The bloody conflict between Turkey and the formerly US-backed Syrian Democratic Forces (SDF) fighters “gets worse by the hour”, the US defence secretary, Mark Esper, said on Sunday in a pre-taped interview.
While US forces made preparations to pull out, the mayhem in Kurdish-held north-east Syria intensified, with reports that Turkish backed militias had summarily executed several civilians, including a female Kurdish politician.
On Sunday night Syrian TV said government troops were moving to the north to confront the Turkish offensive, potentially setting up direct clashes between Turkey and the Assad regime.
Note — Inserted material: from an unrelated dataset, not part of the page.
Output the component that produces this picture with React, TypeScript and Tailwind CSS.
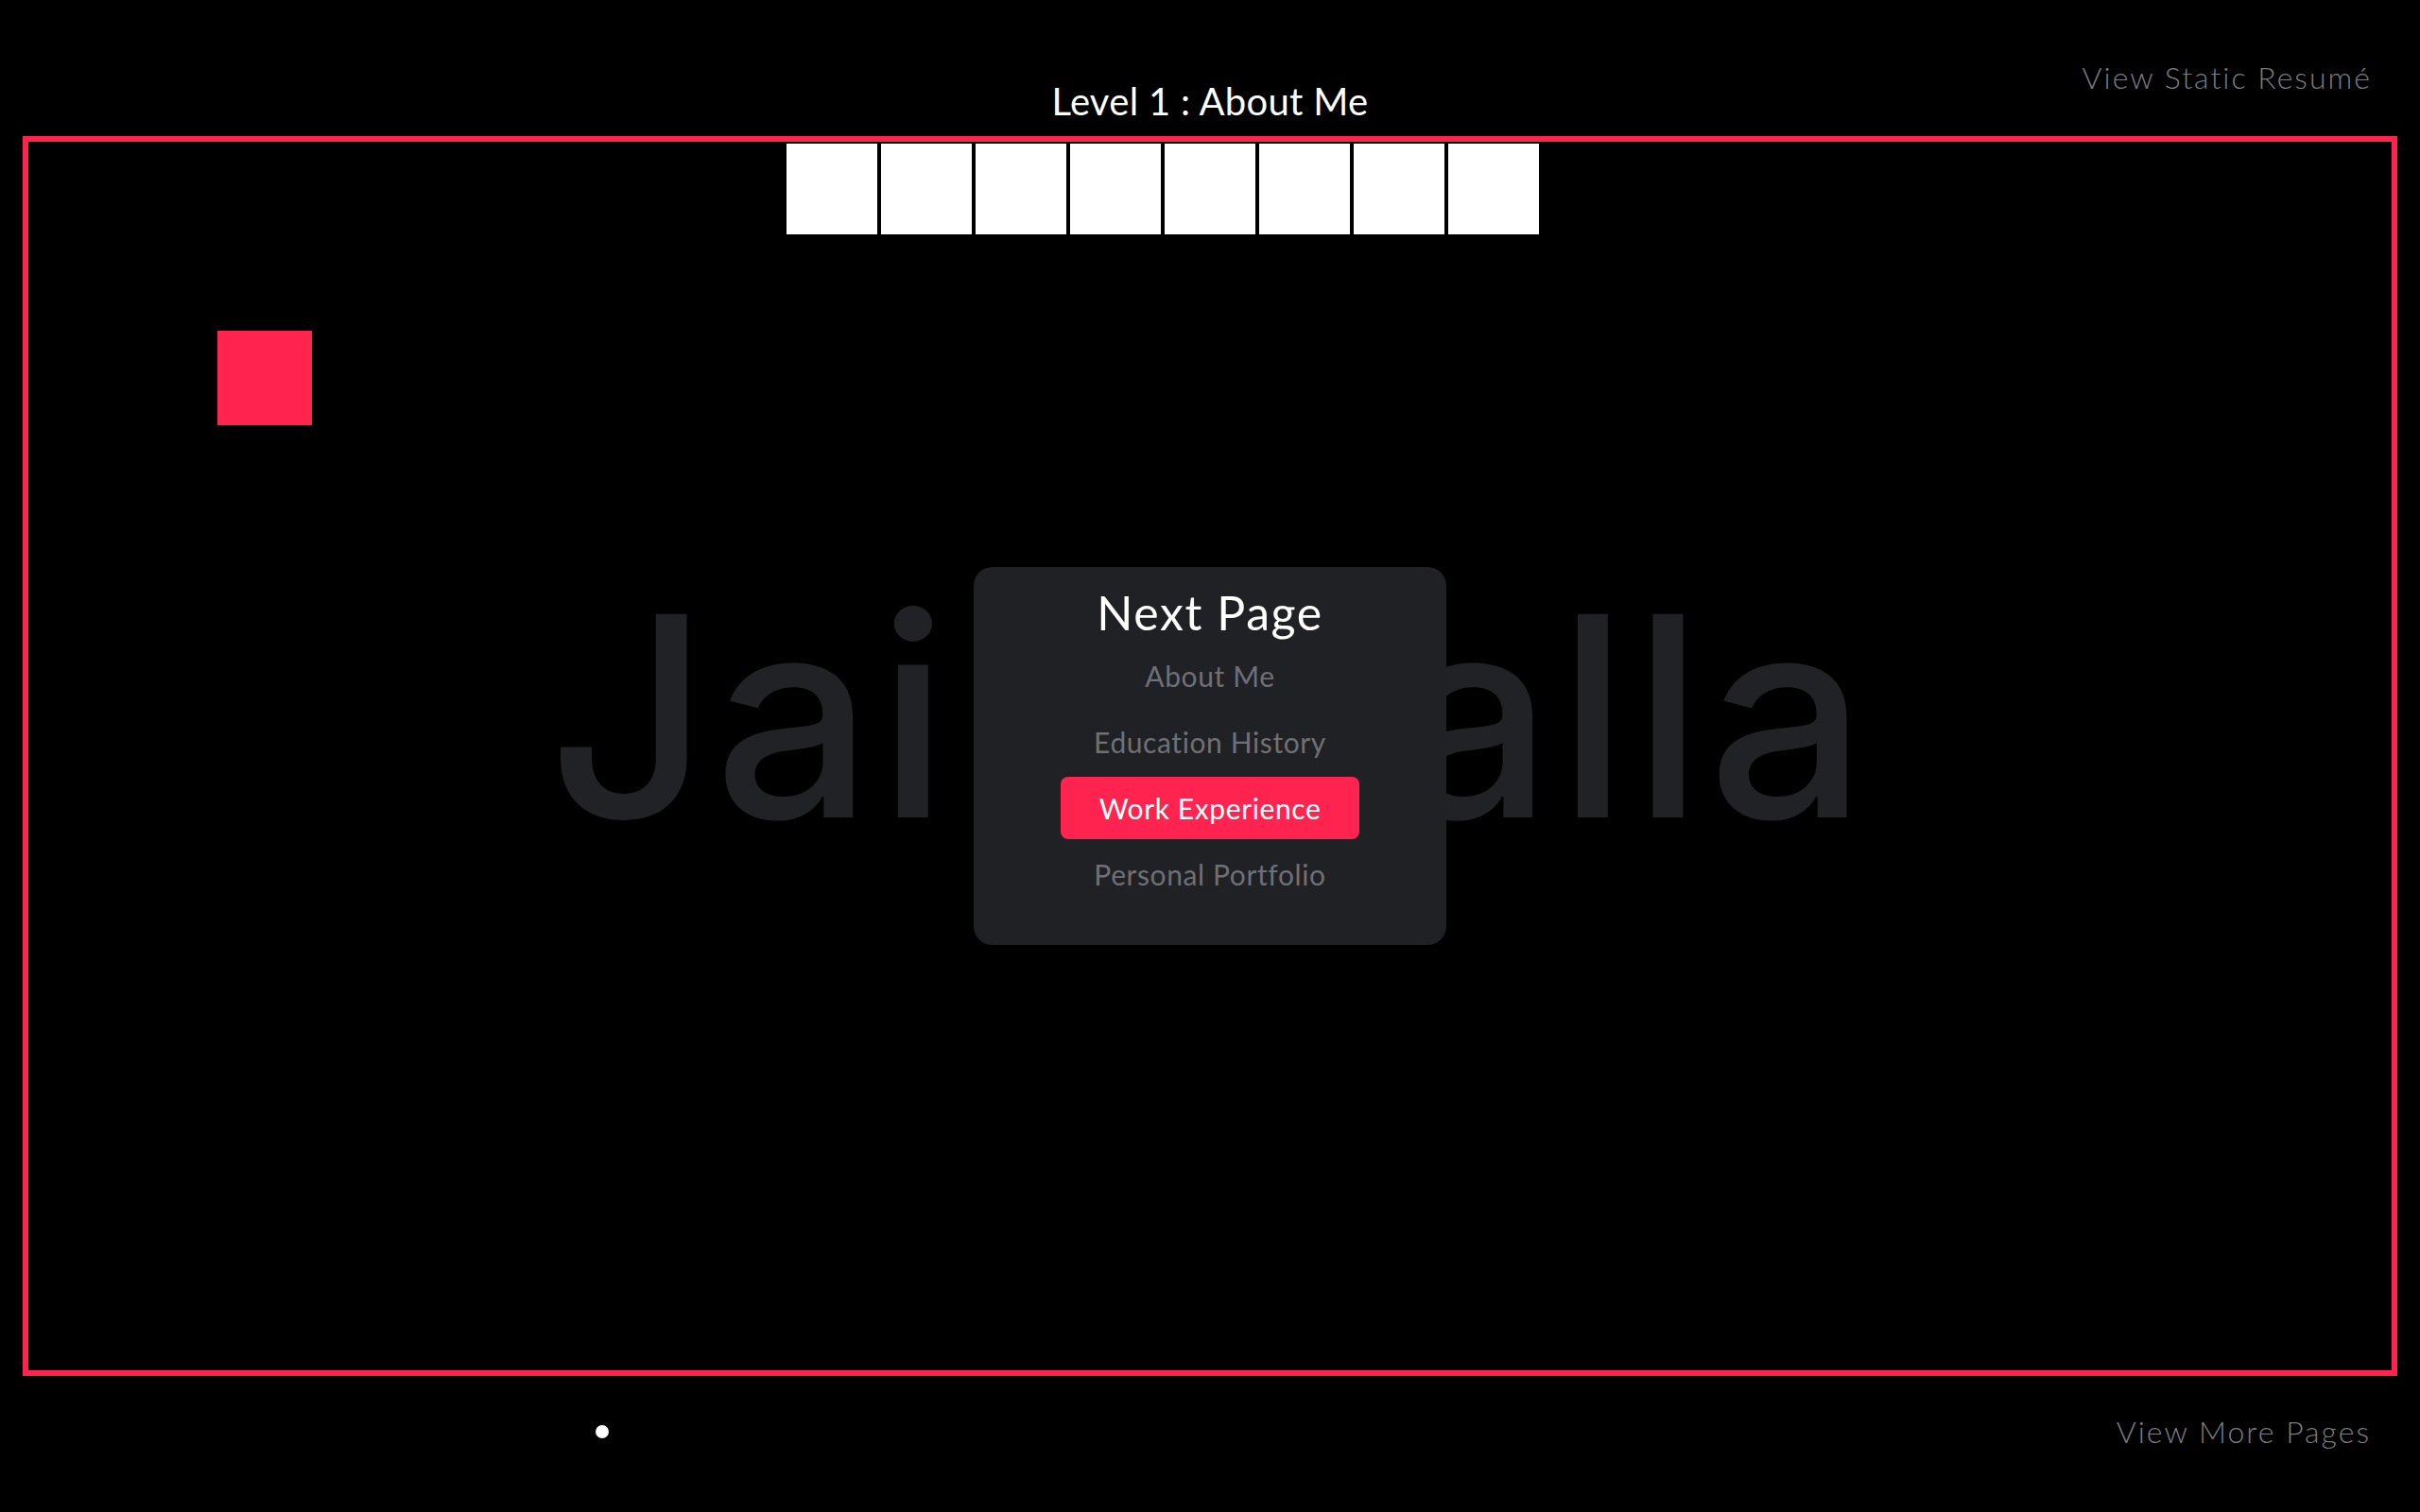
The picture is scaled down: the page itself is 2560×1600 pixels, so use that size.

The 249 women and 700 children formerly part of the “caliphate” were held in a secure annexe at the Ain Issa camp. They began to riot and scared away the guards after Turkish shelling struck close to the area on Sunday, Abdulkader Mwahed, the joint president for humanitarian affairs in the Kurdish-held part of Syria, said in a statement.
Jelal Ayaf, the co-chair of the camp’s management, said sleeper cells within the civilian section also emerged during the riot, attacking the remaining guards who had not already fled the shelling.
Save the Children’s staff members on the ground reported no foreign women were left at the camp and that masked men on motorbikes were circling the perimeter.
The camp was home to a total of about 13,000 people, including three suspected British orphans and a notorious British recruiter for Isis, Tooba Gondal.
Turkey launched an offensive against the Kurdish-led SDF over its southern border on Wednesday, a move widely condemned by the international community for triggering a humanitarian disaster, opening a new front in Syria’s complex war and risking the re-emergence of Isis, which lost control of its final slivers of territory in March.
Operation Peace Spring, as Ankara has designated it, was triggered by Donald Trump’s decision to withdraw US troops partnered with the SDF from the region last week. The US special forces have long acted as a buffer stopping the SDF and Turkey from clashing: Ankara considers the Kurdish YPG, which makes up the majority of the multi-ethnic SDF, as a terrorist group indistinguishable from the outlawed militant group the Kurdistan Workers’ party (PKK). Trump has denied the decision to abandon the SDF to a likely attack from Turkey was a betrayal.
Trump, in a tweet on Sunday, said: “Very smart not to be involved in the intense fighting along the Turkish Border, for a change. Those that mistakenly got us into the Middle East Wars are still pushing to fight. They have no idea what a bad decision they have made. Why are they not asking for a Declaration of War?”
The Turkish president Recep Tayyip Erdoğan’s stated goal is to create a “safe zone” 20 miles deep on its border with the SDF, deep enough to keep Turkish border towns out of the range of shelling and rocket fire.
However, Ain Issa and other Kurdish-held roads and towns south of the proposed safe zone have been hit by airstrikes and shelling. On Sunday morning Syrian rebels allied to the Turks were advancing south on the town of Ain Issa, two military sources told the Guardian.
Speaking on Sunday, Erdoğan rejected offers for mediation with the SDF and criticised his western Nato allies for standing by what Turkey considers to be a terrorist organisation.
“What kind of prime minister, what kind of head of state are those who offer to mediate between us and the terror group?” the president asked, without specifying which countries made a mediation offer.
He also dismissed the reports of escaped Isis prisoners as “disinformation” aimed at provoking the US and other western countries.
About 130,000 people have been displaced in Syria in the five-day-old operation so far.
The Kurdish Red Crescent, a local NGO not affiliated with the International Committe of the Red Cross, said 14 civilians have died, with another 46 seriously injured as a result of the offensive to date. Nine people, including a Syrian baby, have been killed in counterattack SDF shelling of Turkish border towns.